— Сестрица, — позвал монашек, — скоро подадут обед?
Иваковская вздрогнула у порога палаты, обернулась и, бросив дикий взгляд на монашка, махнула рукой и выбежала в соседнюю палату. В эту ночь я отвратительно спал: то мне снились собаки, больше черные и лохматые, то генералы разные, с бычьими шеями, в орденах, то дикие буланые лошади, которые гнались за мной и хотели схватить зубами за голову. Синюков разбудил меня. Я открыл глаза и почувствовал, что я весь в поту.
— Пей чай. Давно принесли, небось уже остыл, — проговорил Синюков.
Я остановил взгляд на столике: рядом с завтраком лежала книга Канта. Я быстро поднялся, надел туфли, халат и пошел умываться.
Я вернулся из перевязочной.
— Ну как? — крикнул Синюков.
— На комиссию, — ответил я. — Врач сказал, что рука может работать.
— Думаешь, возьмут?
— И меня назначили на комиссию, — задержавшись на пороге, подал голос Игнат Денисович. — Ананий Андреевич, может, в одну часть попадем?
— Завтра и меня назначат на комиссию, — вздохнул Синюков.

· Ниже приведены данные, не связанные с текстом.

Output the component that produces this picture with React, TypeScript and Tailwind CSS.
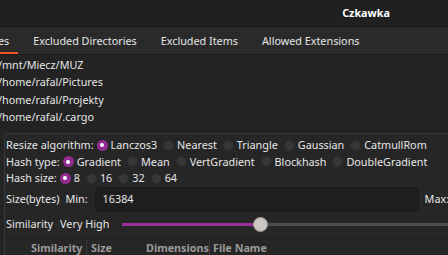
import React from 'react';

const Radio = ({ checked }: { checked?: boolean }) =>
  checked ? (
    <span className="w-[11px] h-[11px] rounded-full bg-[#922c92] flex items-center justify-center shrink-0">
      <span className="w-[4px] h-[4px] rounded-full bg-white" />
    </span>
  ) : (
    <span className="w-[11px] h-[11px] rounded-full bg-[#363636] border border-[#2c2c2c] shrink-0" />
  );

const RadioRow = ({ label, items, selected }: { label: string; items: string[]; selected: number }) => (
  <div className="flex items-center h-[16.5px] whitespace-nowrap">
    <span className="mr-[3px]">{label}</span>
    {items.map((item, i) => (
      <span key={item} className="flex items-center mr-[6px]">
        <Radio checked={i === selected} />
        <span className="ml-[3px]">{item}</span>
      </span>
    ))}
  </div>
);

const App = () => {
  const tabs = ['Excluded Directories', 'Excluded Items', 'Allowed Extensions'];
  const dirs = ['/mnt/Miecz/MUZ', '/home/rafal/Pictures', '/home/rafal/Projekty', '/home/rafal/.cargo'];

  return (
    <div
      className="w-[448px] h-[255px] overflow-hidden bg-[#242424] text-[#e6e6e6] text-[10.8px] flex flex-col"
      style={{ fontFamily: '"Noto Sans", "Open Sans", sans-serif' }}
    >
      <div className="h-[27px] shrink-0 bg-[#202020] border-b border-[#141414] flex items-center justify-end pr-[58px]">
        <span className="font-bold text-white">Czkawka</span>
      </div>

      <div className="h-[28px] shrink-0 bg-[#2a2a2a] border-b border-[#1a1a1a] flex items-stretch overflow-hidden whitespace-nowrap pt-[1px]">
        <div className="relative ml-[-105px] px-[12px] flex items-center">
          Included Directories
          <span className="absolute left-0 right-[3px] bottom-0 h-[2px] bg-[#e95420]" />
        </div>
        {tabs.map((t) => (
          <div key={t} className="px-[12px] flex items-center">
            {t}
          </div>
        ))}
      </div>

      <div className="h-[78px] shrink-0 bg-[#232323] ml-[-2px] pt-[1px]">
        {dirs.map((d) => (
          <div key={d} className="h-[17.5px] flex items-center whitespace-nowrap">
            {d}
          </div>
        ))}
      </div>

      <div className="flex-1 ml-[4px] border-l border-t border-[#383838] rounded-tl-[4px] bg-[#262626] pl-[1px] pt-[3px] flex flex-col whitespace-nowrap">
        <RadioRow
          label="Resize algorithm:"
          items={['Lanczos3', 'Nearest', 'Triangle', 'Gaussian', 'CatmullRom']}
          selected={0}
        />
        <RadioRow
          label="Hash type:"
          items={['Gradient', 'Mean', 'VertGradient', 'Blockhash', 'DoubleGradient']}
          selected={0}
        />
        <RadioRow label="Hash size:" items={['8', '16', '32', '64']} selected={0} />

        <div className="h-[25px] flex items-center shrink-0">
          <span>Size(bytes)</span>
          <span className="ml-[6px]">Min:</span>
          <div className="ml-[7px] w-[324px] h-[25px] rounded-[5px] bg-[#1e1e1e] border border-[#1a1a1a] flex items-center pl-[7px] shrink-0">
            16384
          </div>
          <span className="ml-[6px]">Max:</span>
        </div>

        <div className="h-[26px] flex items-center shrink-0">
          <span>Similarity</span>
          <span className="ml-[7px]">Very High</span>
          <div className="relative ml-[13px] flex-1 h-[3px] bg-[#4e4e4e] mr-[-20px]">
            <div className="absolute left-0 top-0 h-[3px] w-[138px] bg-[#9a2d9a]" />
            <div className="absolute left-[131px] top-[-6px] w-[15px] h-[15px] rounded-full bg-[#cdc6c2] border border-[#9a948f]" />
          </div>
        </div>

        <div className="flex-1 border-t border-[#1c1c1c] flex items-center text-[#9a9a9a] font-bold pt-[1px]">
          <span className="w-[81px] pl-[25px] border-r border-[#3a3a3a]">Similarity</span>
          <span className="w-[59px] pl-[4px]">Size</span>
          <span className="w-[64px] pr-[3px] border-r border-[#3a3a3a]">Dimensions</span>
          <span className="pl-[3px]">File Name</span>
        </div>
      </div>
    </div>
  );
};

export default App;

Няни принесли завтраки, чай. Тишина. В ней шуршат туфли нянек. Мне очень грустно и так, словно меня стегает пронизывающий осенний дождик. Грусть горит и в глазах Игната Лухманова и Синюкова. Я стал смотреть в окно. Над противоположным домом засинело небо. И оно грустно — грустит вместе со мною. Я отвернулся от окна, сел за столик. Раненые, кто лежа, кто сидя, завтракали и пили чай. Было слышно, как чавкали их рты, как булькал чай в их горлах, как хрустели на молодых зубах поджаренные корочки французских булок и калачей. Поднялось солнце, заглянуло в окна. В каждом по желтому солнцу. Хотелось подняться, подойти опять к окну, погреть руки на солнце, а потом толкнуть его с подоконника — пусть летит вниз, на тротуар. Поднялся, шагнул от столика, но тут же остановился: солнце висело за окном, над крышей противоположного серого дома; чтобы я не столкнул его с подоконника, оно отпрянуло назад и поднялось выше, и горит, и горит.
— Садись, — предложил ласково Прокопочкин.

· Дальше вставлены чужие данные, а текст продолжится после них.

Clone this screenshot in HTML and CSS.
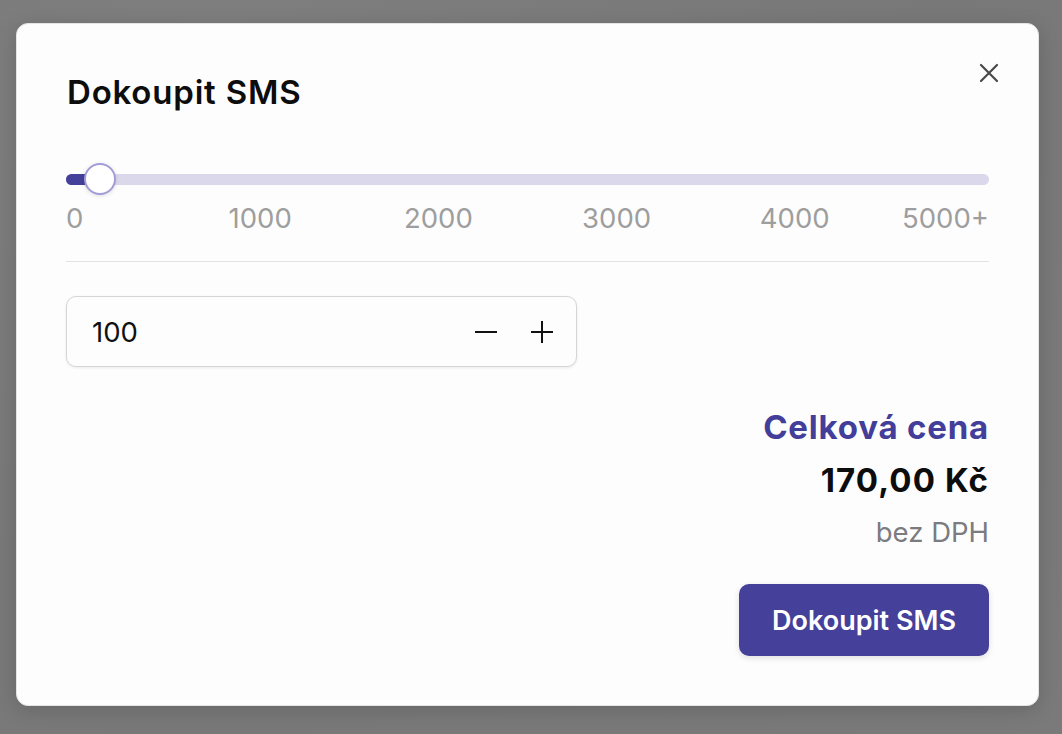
FILE: index.html
```html
<!DOCTYPE html>
<html lang="cs">
<head>
<meta charset="utf-8">
<title>Dokoupit SMS</title>
<link rel="stylesheet" href="styles.css">
</head>
<body>
<div class="backdrop">
  <div class="modal">
    <div class="modal-header">
      <h2 class="title">Dokoupit SMS</h2>
      <button class="close" aria-label="Zavřít">
        <svg width="20" height="20" viewBox="0 0 20 20"><path d="M2 2L18 18M18 2L2 18" stroke="#48484a" stroke-width="2.2" stroke-linecap="round"/></svg>
      </button>
    </div>
    <div class="slider">
      <div class="track"><div class="fill" style="width:2%"></div></div>
      <div class="thumb"></div>
    </div>
    <div class="ticks">
      <div class="tick"><span>0</span></div>
      <div class="tick"><span>1000</span></div>
      <div class="tick"><span>2000</span></div>
      <div class="tick"><span>3000</span></div>
      <div class="tick"><span>4000</span></div>
      <div class="tick"><span>5000+</span></div>
    </div>
    <hr class="divider">
    <div class="stepper">
      <span class="value">100</span>
      <div class="stepper-buttons">
        <button class="step" aria-label="Méně">
          <svg width="22" height="22" viewBox="0 0 22 22"><path d="M0 11H22" stroke="#111" stroke-width="2"/></svg>
        </button>
        <button class="step" aria-label="Více">
          <svg width="22" height="22" viewBox="0 0 22 22"><path d="M0 11H22M11 0V22" stroke="#111" stroke-width="2"/></svg>
        </button>
      </div>
    </div>
    <div class="summary">
      <div class="total-label">Celková cena</div>
      <div class="total-price">170,00 Kč</div>
      <div class="total-note">bez DPH</div>
      <button class="buy">Dokoupit SMS</button>
    </div>
  </div>
</div>
</body>
</html>
```
FILE: styles.css
```css
* { box-sizing: border-box; }
html, body {
  margin: 0;
  padding: 0;
  height: 100%;
}
body {
  font-family: Inter, "Noto Sans", "Liberation Sans", sans-serif;
  background: #797979;
  color: #111;
}
.backdrop {
  height: 100%;
  padding: 23px 23px 0 16px;
  background: radial-gradient(ellipse at 20% 0%, #7e7e7e 0%, #787878 60%, #7a7a7a 100%);
}
.modal {
  width: 1023px;
  background: #fdfdfd;
  border: 1px solid #e4e4e6;
  border-radius: 12px;
  padding: 39px 49px 49px 49px;
  box-shadow: 0 4px 20px rgba(0,0,0,0.15);
}
.modal-header {
  display: flex;
  justify-content: space-between;
  align-items: flex-start;
}
.title {
  margin: 9px 0 0 1px;
  font-size: 33px;
  font-weight: 600;
  line-height: 40px;
  color: #0d0d0d;
  letter-spacing: 0.8px;
}
.close {
  margin: 0 -10px 0 0;
  padding: 0;
  border: 0;
  background: none;
  width: 20px;
  height: 20px;
  display: flex;
}
.slider {
  position: relative;
  margin-top: 51px;
  height: 32px;
  display: flex;
  align-items: center;
}
.track {
  flex: 1;
  height: 11px;
  border-radius: 6px;
  background: #dad8ea;
  overflow: hidden;
  padding: 0 16px;
  display: flex;
}
.fill {
  height: 100%;
  background: #45409a;
  margin-left: -16px;
  padding-left: 16px;
  box-sizing: content-box;
}
.thumb {
  position: absolute;
  left: 18px;
  top: 0;
  width: 32px;
  height: 32px;
  border-radius: 50%;
  background: #fff;
  border: 2px solid #a29dd8;
  box-shadow: 0 1px 4px rgba(0,0,0,0.12);
}
.ticks {
  margin-top: 7px;
  display: flex;
  justify-content: space-between;
  padding: 0 16px;
  font-size: 27.5px;
  line-height: 32px;
  color: #9e9e9e;
}
.tick {
  width: 0;
  display: flex;
  justify-content: center;
  white-space: nowrap;
}
.tick:first-child { justify-content: flex-start; }
.tick:first-child span { margin-left: -16px; }
.tick:last-child { justify-content: flex-end; }
.tick:last-child span { margin-right: -16px; }
.divider {
  margin: 27px 0 0 0;
  border: 0;
  border-top: 1px solid #e2e2e4;
  height: 0;
}
.stepper {
  margin-top: 34px;
  width: 511px;
  height: 71px;
  border: 1.5px solid #d6d6da;
  border-radius: 10px;
  display: flex;
  align-items: center;
  justify-content: space-between;
  padding: 0 23px 0 25px;
  box-shadow: 0 1px 3px rgba(0,0,0,0.08);
  background: #fdfdfd;
}
.value {
  font-size: 27.5px;
  line-height: 32px;
  color: #111;
}
.stepper-buttons {
  display: flex;
  gap: 34px;
}
.step {
  padding: 0;
  border: 0;
  background: none;
  width: 22px;
  height: 22px;
  display: flex;
}
.summary {
  display: flex;
  flex-direction: column;
  align-items: flex-end;
}
.total-label {
  margin-top: 40px;
  font-size: 33px;
  line-height: 40px;
  font-weight: 700;
  color: #433e99;
  letter-spacing: 0.8px;
}
.total-price {
  margin-top: 13px;
  font-size: 33px;
  line-height: 40px;
  font-weight: 700;
  color: #0d0d0d;
  letter-spacing: 1.1px;
}
.total-note {
  margin-top: 16px;
  font-size: 27.5px;
  line-height: 32px;
  color: #7b7b80;
}
.buy {
  margin-top: 36px;
  width: 250px;
  height: 72px;
  border: 0;
  border-radius: 10px;
  background: #45409a;
  color: #fff;
  font-family: inherit;
  font-size: 27px;
  font-weight: 600;
  box-shadow: 0 2px 6px rgba(0,0,0,0.12);
}
```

— Нет, — отмахнулся я и сел на край его койки. — Я хотел ладонью погладить солнце, когда оно сидело на твоем подоконнике.
— И погладил бы.
— Сбежало и висит над домом.
Прокопочкин улыбнулся и моргнул плачущими глазами, доверчиво скользнул взглядом по моему лицу и, подумав немного, шепнул:
— Хочешь, я сыграю на баяне?
— Не надо, — сказал я. — Здесь мы не одни. Ты выступаешь на вечере?
— Да. Буду играть песни. После обеда состоится репетиция в клубе. Приходи.
Я встал и направился к своей койке. Лухманов легкая на спине и, согнув ноги в коленях, писал. Синюков и Первухин из картона вырезали маски. Гавриил скрестив руки на груди, глядел в потолок. Его живот свисал и лежал на коленях. Он был похож на беременную женщину. Вошла сестра Смирнова.
Синюков расцвел при виде Анны, положил картон на столик и, глядя нежно, влажными любящими глазами на нее, сказал:
— Здравствуйте, сестричка. Садитесь вот сюда.
Сестра улыбнулась, села на стул.
— Маски делаете? — спросила она. — Не надо. Нина Порфирьевна купила их больше сотни. Всем хватит.
Вернулся из перевязочной Алексей Иванович, высокий, костлявый. Его большая лохматая голова еле держится на тонкой шее. Глаза провалились и горят и горят темным огнем. Он тяжело ранен, а ему позволили ходить. Его непочтительность к царице принесла много горя администрации лазарета. Его слова о черном петухе, которого он хотел подарить царице, напугали суеверную царицу, даму с белым лицом, полковника с пышными каштановыми усами и ярко-зелеными глазами, тучного, в орденах, генерала. Последний, к счастью главного доктора, не вышел из здания — умер от разрыва сердца на лестнице. Санитары почтительно вынесли его тело из ванной и вестибюля и под печальную, красивую музыку оркестра положили на грузовую машину, в цветы.
— Он жертва анархии, — выразилась какая-то высокая, в дымчатых мехах женщина и, прижимая платок к глазам, разрыдалась.
— Произведут следствие, — всхлипнул какой-то старичок в генеральской шинели.
Главный доктор Ерофеева вздохнула.
— Э-эх, — крякнул Прокопочкин, глядя плачущими глазами из окна на тело генерала на платформе грузовика, — печальнее нет песни «Хаз-Булата». Вот я, если б начальство позволило, и сыграл бы ее на баяне на прощание его высокопревосходительству.